* [Goal] No images are to be carried over; print all other material exactly as it stands.
•••
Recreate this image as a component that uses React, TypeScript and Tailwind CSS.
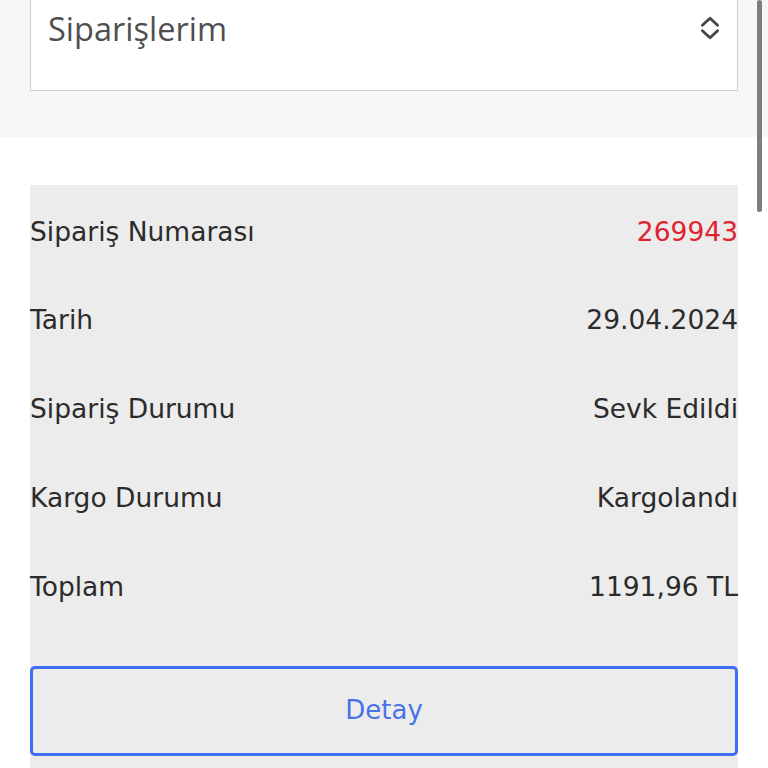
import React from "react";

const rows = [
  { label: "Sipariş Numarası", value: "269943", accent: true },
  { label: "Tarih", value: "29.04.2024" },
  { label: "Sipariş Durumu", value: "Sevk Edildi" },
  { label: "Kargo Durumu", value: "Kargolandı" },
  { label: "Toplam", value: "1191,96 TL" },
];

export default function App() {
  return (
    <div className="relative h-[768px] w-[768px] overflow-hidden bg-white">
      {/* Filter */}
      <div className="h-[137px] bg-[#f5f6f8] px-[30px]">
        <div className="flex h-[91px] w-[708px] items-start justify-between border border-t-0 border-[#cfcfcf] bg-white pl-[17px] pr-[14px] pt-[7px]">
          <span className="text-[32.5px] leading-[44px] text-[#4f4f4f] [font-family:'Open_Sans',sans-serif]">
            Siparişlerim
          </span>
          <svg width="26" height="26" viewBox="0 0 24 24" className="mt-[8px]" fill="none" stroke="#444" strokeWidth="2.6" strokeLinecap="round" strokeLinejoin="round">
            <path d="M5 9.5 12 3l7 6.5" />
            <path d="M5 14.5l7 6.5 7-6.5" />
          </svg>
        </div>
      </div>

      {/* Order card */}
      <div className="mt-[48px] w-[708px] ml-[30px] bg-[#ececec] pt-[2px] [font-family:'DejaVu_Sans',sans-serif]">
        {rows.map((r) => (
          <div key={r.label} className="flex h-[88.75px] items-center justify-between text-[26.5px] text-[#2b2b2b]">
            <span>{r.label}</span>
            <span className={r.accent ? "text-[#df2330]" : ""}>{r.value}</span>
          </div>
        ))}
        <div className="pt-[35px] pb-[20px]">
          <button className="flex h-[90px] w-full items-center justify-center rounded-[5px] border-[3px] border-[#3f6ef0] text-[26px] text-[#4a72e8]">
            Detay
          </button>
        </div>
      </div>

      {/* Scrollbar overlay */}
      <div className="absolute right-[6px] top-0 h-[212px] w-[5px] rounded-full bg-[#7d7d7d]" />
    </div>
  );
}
•••
* [Written answer]
Recreate this image as a component that uses React, TypeScript and Tailwind CSS.
import React from "react";

const rows = [
  { label: "Sipariş Numarası", value: "269943", accent: true },
  { label: "Tarih", value: "29.04.2024" },
  { label: "Sipariş Durumu", value: "Sevk Edildi" },
  { label: "Kargo Durumu", value: "Kargolandı" },
  { label: "Toplam", value: "1191,96 TL" },
];

export default function App() {
  return (
    <div className="relative h-[768px] w-[768px] overflow-hidden bg-white">
      {/* Filter */}
      <div className="h-[137px] bg-[#f5f6f8] px-[30px]">
        <div className="flex h-[91px] w-[708px] items-start justify-between border border-t-0 border-[#cfcfcf] bg-white pl-[17px] pr-[14px] pt-[7px]">
          <span className="text-[32.5px] leading-[44px] text-[#4f4f4f] [font-family:'Open_Sans',sans-serif]">
            Siparişlerim
          </span>
          <svg width="26" height="26" viewBox="0 0 24 24" className="mt-[8px]" fill="none" stroke="#444" strokeWidth="2.6" strokeLinecap="round" strokeLinejoin="round">
            <path d="M5 9.5 12 3l7 6.5" />
            <path d="M5 14.5l7 6.5 7-6.5" />
          </svg>
        </div>
      </div>

      {/* Order card */}
      <div className="mt-[48px] w-[708px] ml-[30px] bg-[#ececec] pt-[2px] [font-family:'DejaVu_Sans',sans-serif]">
        {rows.map((r) => (
          <div key={r.label} className="flex h-[88.75px] items-center justify-between text-[26.5px] text-[#2b2b2b]">
            <span>{r.label}</span>
            <span className={r.accent ? "text-[#df2330]" : ""}>{r.value}</span>
          </div>
        ))}
        <div className="pt-[35px] pb-[20px]">
          <button className="flex h-[90px] w-full items-center justify-center rounded-[5px] border-[3px] border-[#3f6ef0] text-[26px] text-[#4a72e8]">
            Detay
          </button>
        </div>
      </div>

      {/* Scrollbar overlay */}
      <div className="absolute right-[6px] top-0 h-[212px] w-[5px] rounded-full bg-[#7d7d7d]" />
    </div>
  );
}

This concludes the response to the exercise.